Travel Q + A with Erik

our work involves a lot of travel, do you like it?
Travel is easily the hardest part of my job. I perform roughly 8-10 presentations each month in different cities sprinkled around the world. It comes out to roughly 250,000 air miles each year.

Don’t shed a tear for me as I stay in some of the nicest resorts in the nicest cities in the world. However, my tour schedule rarely allows more than 18 hours in any one location. Life on the road is glamorously lonely. Fortunately, I’ve been blessed to travel for leisure quite a bit and don’t feel as though I’m missing out what these cities have to offer, at least most of the time.

It’s a survival game, mentally and physically. I move from a heightened adrenaline state of being on the stage where I experience the highest of highs to a meditative, almost sedative state of being in order to insulate myself from the hardship of travel. Head down, music up, headphones on to insulate myself from my immediate physical surroundings. The delayed flights, the angry crowds, the toxic conversations that are taking place around those who ware traveling, and then the physical exhaustion of travel. You would think that after sitting on a plane for 12 hours that one would be quite rested. But the paradox of travel for me is that it is exhausting.

Sometimes, I need to go for a run to find rest and clear my mind before I can re-center myself.319526_294177497259304_124334874243568_1196874_1910993792_n_1

What was the most grueling trip schedule you’ve ever had?

I always book my engagements back to back to minimize time away from my family.

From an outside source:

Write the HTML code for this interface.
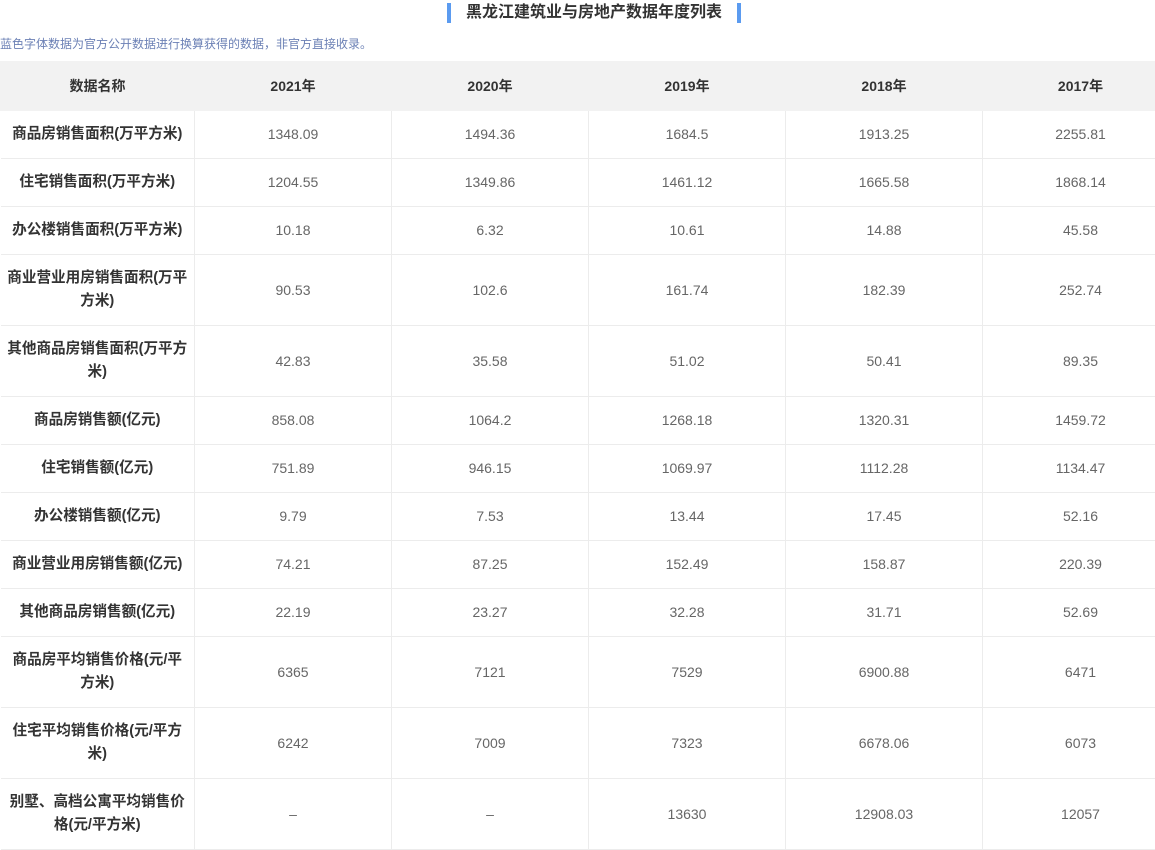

So I will perform 5 programs in a 5 day period regardless of location. I recently finished a program in Seattle, traveled 16 hours to New Zealand, walked off the plane and delivered a performance in Auckland, and then darted back on a plane and flew to Chicago where I delivered another program.

How do you keep your creativity flowing on the road?
I write, I sketch, I read, and I dream. When I move to a meditative state I capture as many thoughts as possible, writing them down, and keeping them in a file. Not always with a direct goal in mind either. When I envision it, and I know it’s a great idea, maybe even a breakthrough concept, it just doesn’t yet have a place of immediate execution. So I have to wait. But I have faith in this incubation period of creative potential. So I have dozens and dozens of files with hundreds and hundreds of ideas of kinetic, creative energy waiting for their time to come. I am an idea machine. I let my travel serve as a catalyst to spark new ideas and build on old ones previously filed away.

How do you travel with your paint supplies?
As far as supplies go, I travel with only my laptop. I have simplified my life by collaborating with FedEx as a value added travel partner to handle ALL of my luggage.

I ship all of my paint, my canvases, my clothes, and my toiletries via FedEx in advance of every program. When I arrive I have a fresh box of supplies. When I am done, I package them all up and ship them back home from the hotel. Then I hop back on the plane with just my computer to prep for the next location.

Any travel tips you’d like to share?
Always have a backup plan and backup plan to that original backup plan. Travel is hard. Expect delays. Welcome moments when expectations are not met. Rejoice when they are exceeded. Also, be kind to the service providers. They are getting the beat down from almost every customer they encounter.